1. Subfinder – The Fast Specialist
Subfinder is a lightning-fast tool that uses passive sources (search engines, public databases, etc.) to discover subdomains. It’s great for getting a comprehensive list without sending a single packet to your own servers.
Installation:
go install -v github.com/projectdiscovery/subfinder/v2/cmd/subfinder@latest
Usage:
subfinder -d yourcompany.com -o subdomains.txt
• -d yourcompany.com: The domain you want to investigate.
• -o subdomains.txt: Saves the output to a file.
2. HTTPX – Finding What’s Live
Having a list of subdomains is just the first step. Now you need to know which ones are actually active and what’s running on them. That’s where HTTPX comes in. It’s a fast multi-purpose HTTP toolkit that can quickly probe a list of domains.
Installation:
go install -v github.com/projectdiscovery/httpx/cmd/httpx@latest
A Practical Workflow for Finding Vulnerabilities
Let’s combine these tools into a simple, effective workflow.
Step 1: Gather Your Subdomains
First, use Subfinder to get a list of all known subdomains for your domain. The -silent flag gives us a clean list, perfect for piping to other tools.
subfinder -d yourcompany.com -silent > subdomains.txt
Step 2: Find Out What’s Live
Next, feed this list into HTTPX to see which of the subdomains actually have a web server responding.

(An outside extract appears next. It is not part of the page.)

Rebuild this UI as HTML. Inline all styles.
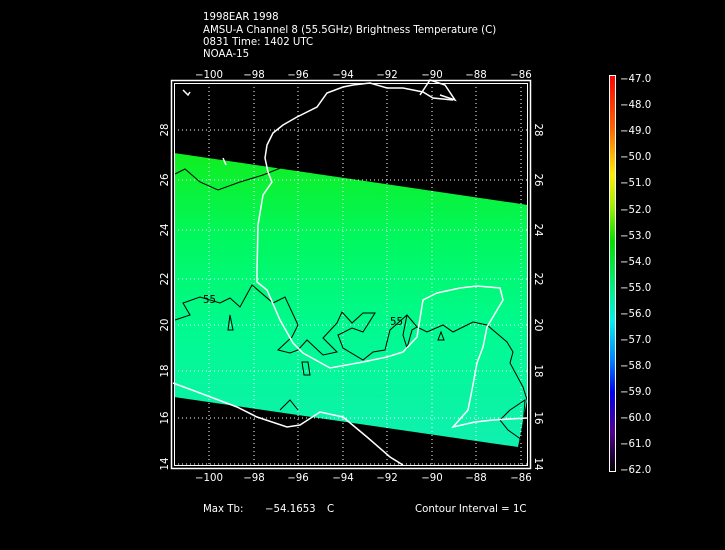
<!DOCTYPE html>
<html><head><meta charset="utf-8"><style>
html,body{margin:0;padding:0;background:#000;width:725px;height:550px;overflow:hidden}
svg{display:block}
text{font-family:"DejaVu Sans","Liberation Sans",sans-serif;fill:#fff;font-size:10.2px}
</style></head><body>
<svg width="725" height="550" viewBox="0 0 725 550">
<defs>
<linearGradient id="sw" x1="0" y1="0" x2="0" y2="1">
<stop offset="0" stop-color="#10ee20"/>
<stop offset="0.3" stop-color="#00f860"/>
<stop offset="0.6" stop-color="#00fa90"/>
<stop offset="1" stop-color="#10f0b0"/>
</linearGradient>
<linearGradient id="cb" x1="0" y1="0" x2="0" y2="1">
<stop offset="0" stop-color="#ff0000"/>
<stop offset="0.13" stop-color="#ff6000"/>
<stop offset="0.25" stop-color="#ffee00"/>
<stop offset="0.33" stop-color="#a0f000"/>
<stop offset="0.42" stop-color="#00e000"/>
<stop offset="0.55" stop-color="#00f090"/>
<stop offset="0.62" stop-color="#00f0f0"/>
<stop offset="0.72" stop-color="#0080ff"/>
<stop offset="0.8" stop-color="#0000f0"/>
<stop offset="0.9" stop-color="#500090"/>
<stop offset="1" stop-color="#000000"/>
</linearGradient>
</defs>
<text x="203" y="20">1998EAR 1998</text>
<text x="203" y="33">AMSU-A Channel 8 (55.5GHz) Brightness Temperature (C)</text>
<text x="203" y="45">0831 Time: 1402 UTC</text>
<text x="203" y="57">NOAA-15</text>

<polygon points="174,153 528,205 528,395 518,447 174,397" fill="url(#sw)"/>

<g stroke="#fff" stroke-width="1" stroke-dasharray="1,3" fill="none">
<line x1="209" y1="83" x2="209" y2="466"/><line x1="254" y1="83" x2="254" y2="466"/>
<line x1="298" y1="83" x2="298" y2="466"/><line x1="343" y1="83" x2="343" y2="466"/>
<line x1="387" y1="83" x2="387" y2="466"/><line x1="432" y1="83" x2="432" y2="466"/>
<line x1="476" y1="83" x2="476" y2="466"/><line x1="521" y1="83" x2="521" y2="466"/>
<line x1="174" y1="130" x2="528" y2="130"/><line x1="174" y1="180" x2="528" y2="180"/>
<line x1="174" y1="230" x2="528" y2="230"/><line x1="174" y1="279" x2="528" y2="279"/>
<line x1="174" y1="325" x2="528" y2="325"/><line x1="174" y1="371" x2="528" y2="371"/>
<line x1="174" y1="418" x2="528" y2="418"/><line x1="174" y1="464" x2="528" y2="464"/>
</g>

<g stroke="#000" stroke-width="1" fill="none">
<polyline points="175,174 185,169 200,182 218,190 240,182 263,175 283,167 297,168"/>
<polyline points="175,320 190,315 183,303 200,297 220,303 230,298 240,307 252,285 273,303 285,297 298,325 292,337 278,350 290,353 298,350 307,340 323,355 337,352 323,338 337,323 342,312 352,323 363,313 375,313 363,332 352,328 338,335 343,348 363,360 373,352 385,350 390,330 407,315 417,327 427,332 443,325 453,332 473,322 487,325 507,342 513,352 510,363 523,387 528,403"/>
<polyline points="407,315 403,335 407,348 412,330 417,327"/>
<polygon points="230,315 233,330 228,330"/>
<polygon points="302,362 308,362 310,375 304,375"/>
<polygon points="441,332 444,340 438,340"/>
<polyline points="280,410 290,400 298,410"/>
<polygon points="510,410 525,400 522,440 508,430 500,420"/>
</g>
<text x="203" y="303" font-size="9" style="fill:#000">55</text>
<text x="390" y="325" font-size="9" style="fill:#000">55</text>

<g stroke="#fff" stroke-width="1.5" fill="none">
<polyline points="453,100 433,98 423,92 403,88 387,88 370,83 353,85 343,87 327,93 317,107 297,117 283,125 273,133 267,145 265,158 268,172 272,182 263,195 258,225 257,272 257,282 267,290 280,320 293,343 303,353 330,368 363,362 387,357 403,352 417,337 423,300 437,293 460,288 477,286 500,288 503,300 487,327 483,347 477,363 472,390 468,410 453,427 475,422 493,420 527,418"/>
<polyline points="173,383 200,393 237,407 257,417 287,427 300,425 320,412 343,417 367,437 390,457 403,465"/>
<polyline points="420,95 430,80 445,85 455,100 440,95"/>
<polyline points="183,90 188,95 190,92"/>
<polyline points="223,158 226,165"/>
</g>

<rect x="171.5" y="80.5" width="359" height="388" fill="none" stroke="#fff" stroke-width="1.5"/>
<rect x="174.5" y="83.5" width="353" height="382" fill="none" stroke="#fff" stroke-width="1"/>

<g text-anchor="middle">
<text x="209" y="78">−100</text><text x="254" y="78">−98</text><text x="298" y="78">−96</text>
<text x="343" y="78">−94</text><text x="387" y="78">−92</text><text x="432" y="78">−90</text>
<text x="476" y="78">−88</text><text x="521" y="78">−86</text>
<text x="209" y="481">−100</text><text x="254" y="481">−98</text><text x="298" y="481">−96</text>
<text x="343" y="481">−94</text><text x="387" y="481">−92</text><text x="432" y="481">−90</text>
<text x="476" y="481">−88</text><text x="521" y="481">−86</text>
</g>
<g text-anchor="middle">
<text transform="translate(168,130) rotate(-90)">28</text>
<text transform="translate(168,180) rotate(-90)">26</text>
<text transform="translate(168,230) rotate(-90)">24</text>
<text transform="translate(168,279) rotate(-90)">22</text>
<text transform="translate(168,325) rotate(-90)">20</text>
<text transform="translate(168,371) rotate(-90)">18</text>
<text transform="translate(168,418) rotate(-90)">16</text>
<text transform="translate(168,464) rotate(-90)">14</text>
<text transform="translate(535,130) rotate(90)">28</text>
<text transform="translate(535,180) rotate(90)">26</text>
<text transform="translate(535,230) rotate(90)">24</text>
<text transform="translate(535,279) rotate(90)">22</text>
<text transform="translate(535,325) rotate(90)">20</text>
<text transform="translate(535,371) rotate(90)">18</text>
<text transform="translate(535,418) rotate(90)">16</text>
<text transform="translate(535,464) rotate(90)">14</text>
</g>

<text x="203" y="512">Max Tb:</text>
<text x="265" y="512">−54.1653</text>
<text x="327" y="512">C</text>
<text x="415" y="512">Contour Interval = 1C</text>

<rect x="609.5" y="75.5" width="6" height="396" fill="url(#cb)" stroke="#fff" stroke-width="1"/>
<g>
<text x="620" y="82">−47.0</text><text x="620" y="108">−48.0</text><text x="620" y="134">−49.0</text>
<text x="620" y="160">−50.0</text><text x="620" y="186">−51.0</text><text x="620" y="213">−52.0</text>
<text x="620" y="239">−53.0</text><text x="620" y="265">−54.0</text><text x="620" y="291">−55.0</text>
<text x="620" y="317">−56.0</text><text x="620" y="343">−57.0</text><text x="620" y="369">−58.0</text>
<text x="620" y="395">−59.0</text><text x="620" y="421">−60.0</text><text x="620" y="447">−61.0</text>
<text x="620" y="473">−62.0</text>
</g>
</svg>
</body></html>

We’ll also ask it to grab the page title and status code, which is incredibly useful for analysis.
cat subdomains.txt | httpx -title -status-code -o live_subdomains.txt
Step 3: Analyze and Identify Risks
This is where your detective work begins. Open the live_subdomains.txt file. You’re looking for subdomains that point to a third-party service but display an error message indicating the page or account is no longer there.
Look for titles or page content containing messages like:
- “There isn’t a GitHub Pages site here.”
- “Sorry, this page is no longer available.” (Heroku)
- “Fastly error: unknown domain”
- “This domain is for sale”
- “404 Not Found” or “Repository not found” from services like Netlify, Vercel, or AWS S3.
If you find a subdomain you own that displays one of these messages, you’ve found a dangling DNS record. This is a potential subdomain hijacking vulnerability.
Step 4: Fix It!
The fix is simple. Log in to your DNS provider and delete the CNAME or A record associated with that vulnerable subdomain. Done. You’ve closed the security hole.
Making It a Habit: Automation
Doing this once is good. Doing it automatically is great. You can easily automate this workflow to continuously monitor your domains.
- GitHub Actions: If you use GitHub, you can create a workflow that runs this process on a schedule (e.g., weekly). It can save the results as an artifact or even be configured to automatically create an Issue if a potentially vulnerable subdomain is discovered.
- Cron Job: If you have a VPS or an on-premise server, you can write a simple shell script to perform these steps and schedule it to run regularly using cron.
When automating, stick to passive tools like Subfinder and use -silent flags to ensure your scripts work smoothly. This respects the services you’re querying and keeps your monitoring clean and efficient.